Task objective:
Omit all pictures and give the records below again exactly as written.

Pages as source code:
+++

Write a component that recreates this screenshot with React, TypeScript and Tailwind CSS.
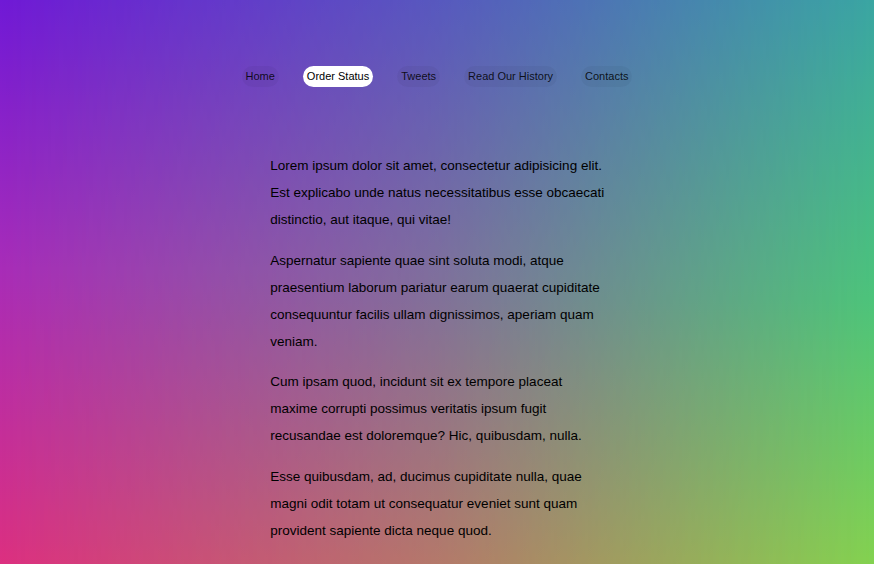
const links = ["Home", "Order Status", "Tweets", "Read Our History", "Contacts"];

const paragraphs = [
  "Lorem ipsum dolor sit amet, consectetur adipisicing elit. Est explicabo unde natus necessitatibus esse obcaecati distinctio, aut itaque, qui vitae!",
  "Aspernatur sapiente quae sint soluta modi, atque praesentium laborum pariatur earum quaerat cupiditate consequuntur facilis ullam dignissimos, aperiam quam veniam.",
  "Cum ipsam quod, incidunt sit ex tempore placeat maxime corrupti possimus veritatis ipsum fugit recusandae est doloremque? Hic, quibusdam, nulla.",
  "Esse quibusdam, ad, ducimus cupiditate nulla, quae magni odit totam ut consequatur eveniet sunt quam provident sapiente dicta neque quod.",
];

export default function App() {
  return (
    <div className="relative min-h-screen overflow-hidden bg-[linear-gradient(to_bottom,#7019d6_0%,#a82cb8_45%,#e2307a_100%)] font-['Liberation_Sans',Arial,sans-serif]">
      {/* right-hand colours, faded in from the left */}
      <div className="absolute inset-0 bg-[linear-gradient(to_bottom,#3aa6a2_0%,#4cc47a_50%,#8ad44a_100%)] [mask-image:linear-gradient(to_right,transparent_0%,rgba(0,0,0,0.45)_50%,black_100%)]" />

      <div className="relative">
        <nav className="flex justify-center gap-6 pt-[66px]">
          {links.map((link) => (
            <a
              key={link}
              href="#"
              className={`rounded-full px-1 py-1 text-[11px] leading-[13px] ${
                link === "Order Status"
                  ? "bg-white text-black"
                  : "bg-black/[0.04] text-black/85"
              }`}
            >
              {link}
            </a>
          ))}
        </nav>

        <main className="mx-auto mt-[65px] w-[calc(25em+4px)] pl-1 pb-10 text-[13.5px] leading-[2] text-black">
          {paragraphs.map((p, i) => (
            <p key={i} className="mb-[1em]">
              {p}
            </p>
          ))}
        </main>
      </div>
    </div>
  );
}
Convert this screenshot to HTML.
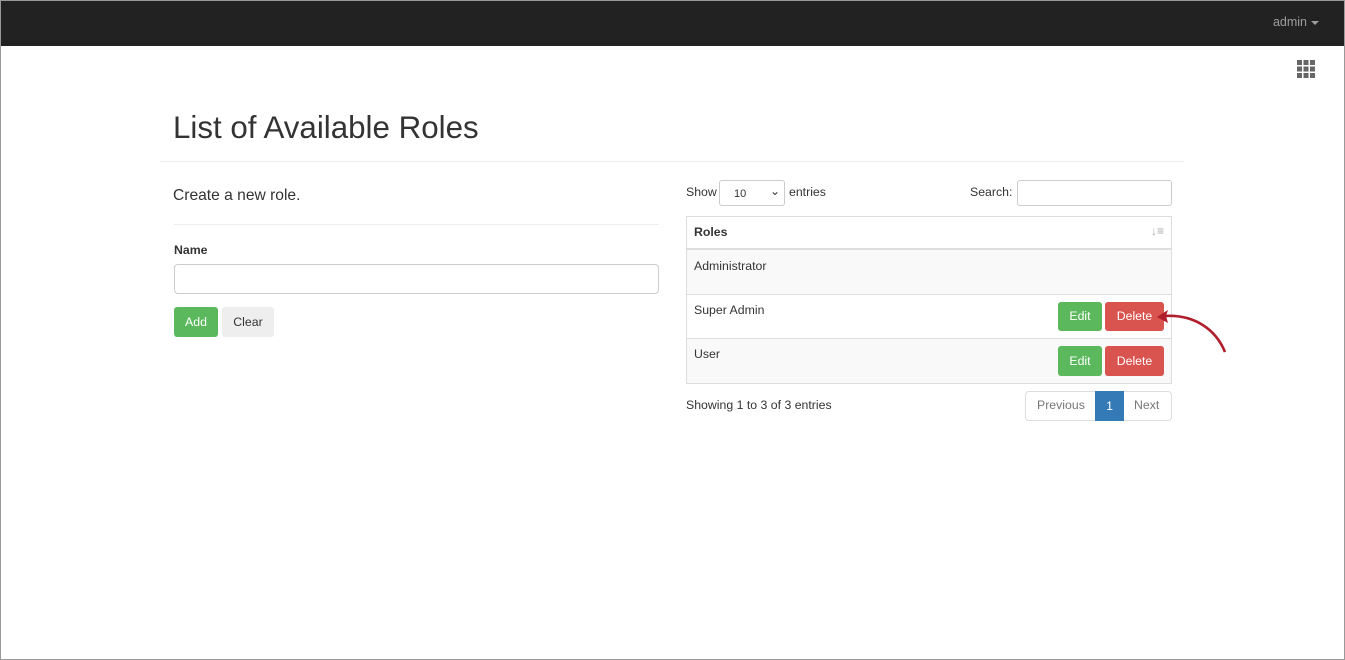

+++

The reply:
Write a component that recreates this screenshot with React, TypeScript and Tailwind CSS.
const links = ["Home", "Order Status", "Tweets", "Read Our History", "Contacts"];

const paragraphs = [
  "Lorem ipsum dolor sit amet, consectetur adipisicing elit. Est explicabo unde natus necessitatibus esse obcaecati distinctio, aut itaque, qui vitae!",
  "Aspernatur sapiente quae sint soluta modi, atque praesentium laborum pariatur earum quaerat cupiditate consequuntur facilis ullam dignissimos, aperiam quam veniam.",
  "Cum ipsam quod, incidunt sit ex tempore placeat maxime corrupti possimus veritatis ipsum fugit recusandae est doloremque? Hic, quibusdam, nulla.",
  "Esse quibusdam, ad, ducimus cupiditate nulla, quae magni odit totam ut consequatur eveniet sunt quam provident sapiente dicta neque quod.",
];

export default function App() {
  return (
    <div className="relative min-h-screen overflow-hidden bg-[linear-gradient(to_bottom,#7019d6_0%,#a82cb8_45%,#e2307a_100%)] font-['Liberation_Sans',Arial,sans-serif]">
      {/* right-hand colours, faded in from the left */}
      <div className="absolute inset-0 bg-[linear-gradient(to_bottom,#3aa6a2_0%,#4cc47a_50%,#8ad44a_100%)] [mask-image:linear-gradient(to_right,transparent_0%,rgba(0,0,0,0.45)_50%,black_100%)]" />

      <div className="relative">
        <nav className="flex justify-center gap-6 pt-[66px]">
          {links.map((link) => (
            <a
              key={link}
              href="#"
              className={`rounded-full px-1 py-1 text-[11px] leading-[13px] ${
                link === "Order Status"
                  ? "bg-white text-black"
                  : "bg-black/[0.04] text-black/85"
              }`}
            >
              {link}
            </a>
          ))}
        </nav>

        <main className="mx-auto mt-[65px] w-[calc(25em+4px)] pl-1 pb-10 text-[13.5px] leading-[2] text-black">
          {paragraphs.map((p, i) => (
            <p key={i} className="mb-[1em]">
              {p}
            </p>
          ))}
        </main>
      </div>
    </div>
  );
}
Convert this screenshot to HTML.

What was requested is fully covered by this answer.